ENVIRONMENTAL REGULATION/REVIEW

An environmental review or assessment may be required by state or federal law.  For example, if federal funds are used for the project, it may be subject to the National Environmental Protection Act, which requires environmental impact statements. For example, a resident of a county that was in the process of building a detention center to house federal detainees sued the U.S. Marshal Service under NEPA for failing to conduct an environmental assessment before pledging $3 million toward construction of the facility. The result was a delay in payment of the $3 million to the county that nearly forced the county to issue additional bonds to meet expenses.

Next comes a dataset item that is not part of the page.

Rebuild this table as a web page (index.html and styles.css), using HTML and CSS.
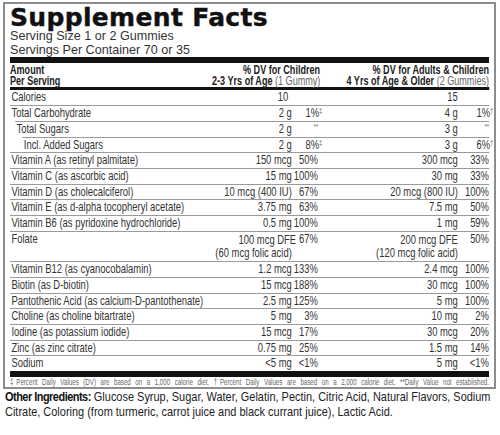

Further, even if no review is required by law, investors may expect the issuer to conduct an environmental review to identify environmental hazards that might endanger the project’s viability or expose investors to legal liability. 

RECOMMENDATION: Investigate applicable local, state and federal regulations to determine whether the project meets all requirements, and if necessary, commission or conduct an independent analysis of the project's environmental impact

AUTHORIZATIONS/PERMITS

In addition to the environmental and utilities authorization previously described, there are many other regulatory hoops through which capital projects must jump in order to get off the ground.  Authorizations and permits that may be required include:

  • Construction permits;
  • Fire inspections or permits, which may be required before facilities open for business;
  • Licenses, permits or authorizations to operate; and
  • Zoning variances, if the project is located in an area whose current zoning regulations do not allow the proposed use.

Not all of the required authorizations and permits can be obtained before the bonds are sold.  While investors will not necessarily expect to see every permit in place, they will want to know that the major potential regulatory roadblocks to construction and operation of the project have been overcome or are being addressed.